When a company outsources a function, it has to define the responsibilities of the outsourcer contractually. This means defining specific responsibilities, and service levels for those responsibilities have to be negotiated. How are you going to do that in a way that’s fair?

Most companies do so by insisting on industry best practices and applying industry benchmarks. Industry best practices are generally defined in the context of running the business function in question as a separate, efficient business. As we saw last week, benchmarks are one-size-fits-all measures predicated on the assumption that your goal is to optimize this business function as a separate entity. It took awhile, but we’ve arrived: Outsourcing is predicated on the hidden assumption that you want to optimize the particular part being outsourced.

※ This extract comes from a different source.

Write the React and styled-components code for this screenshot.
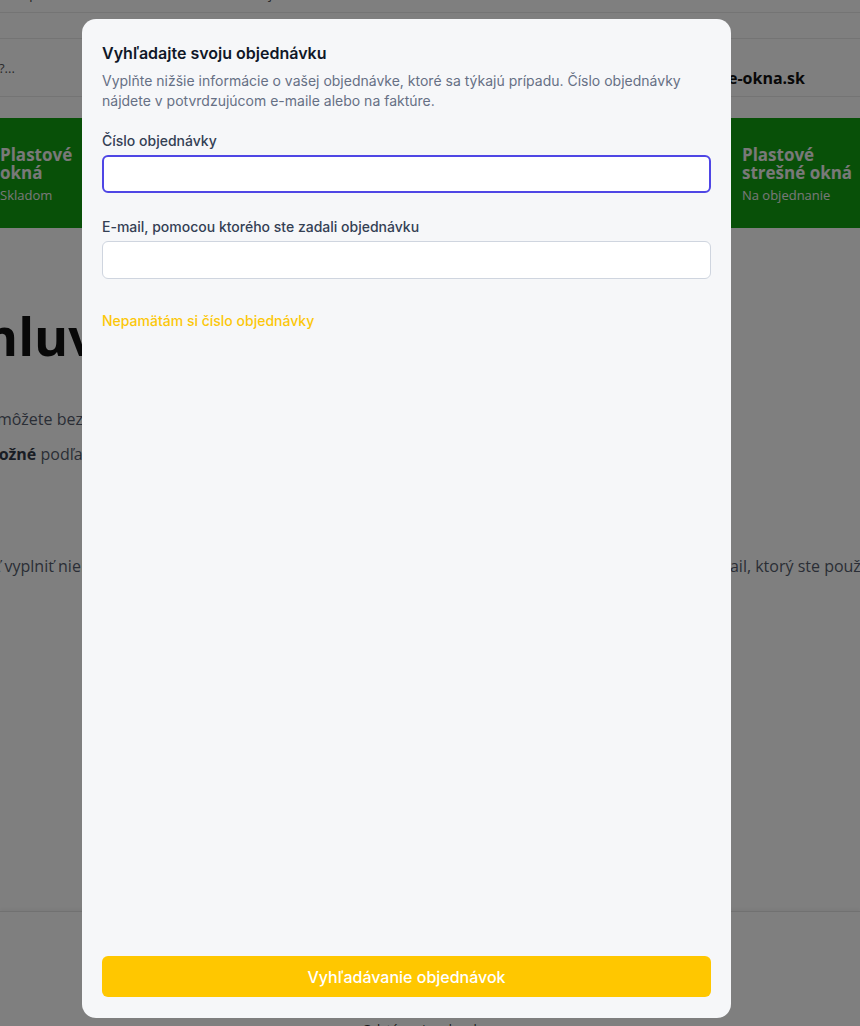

But to optimize the whole, you often have to suboptimize the parts. How are you going to write that requirement into an outsourcing contract?

Let’s imagine you do. After all, you can certainly treat any business function as a black box and start the outsourcing process by characterizing its inputs and outputs, required resources and constraints. All you need is a formal process model that establishes in quantitative fashion exactly how the parts fit together to make the enterprise function. Every enterprise has one of these, doesn’t it?

Okay, let’s imagine yours does, or at least close enough so you can define in realistic terms what the outsourcer is supposed to do for you and at what cost. It should work, shouldn’t it?

Yes, it should. For awhile. Many of the big, high-profile outsourcing arrangements are ten year contracts. Last I looked, there’s little in the world of business anyone expects to last longer than three. So what should we expect to happen in year four of an average ten-year outsource?

I’d expect it to be time to renegotiate, because what you need is likely to have changed, in numerous, subtle, hard-to define ways.

You have to suboptimize the parts to optimize the whole. Most outsourcing arrangements violate this premise, and they do so with the best of intentions: To perform a particular piece of work as well as possible.

Oddly, sometimes doing it worse is better.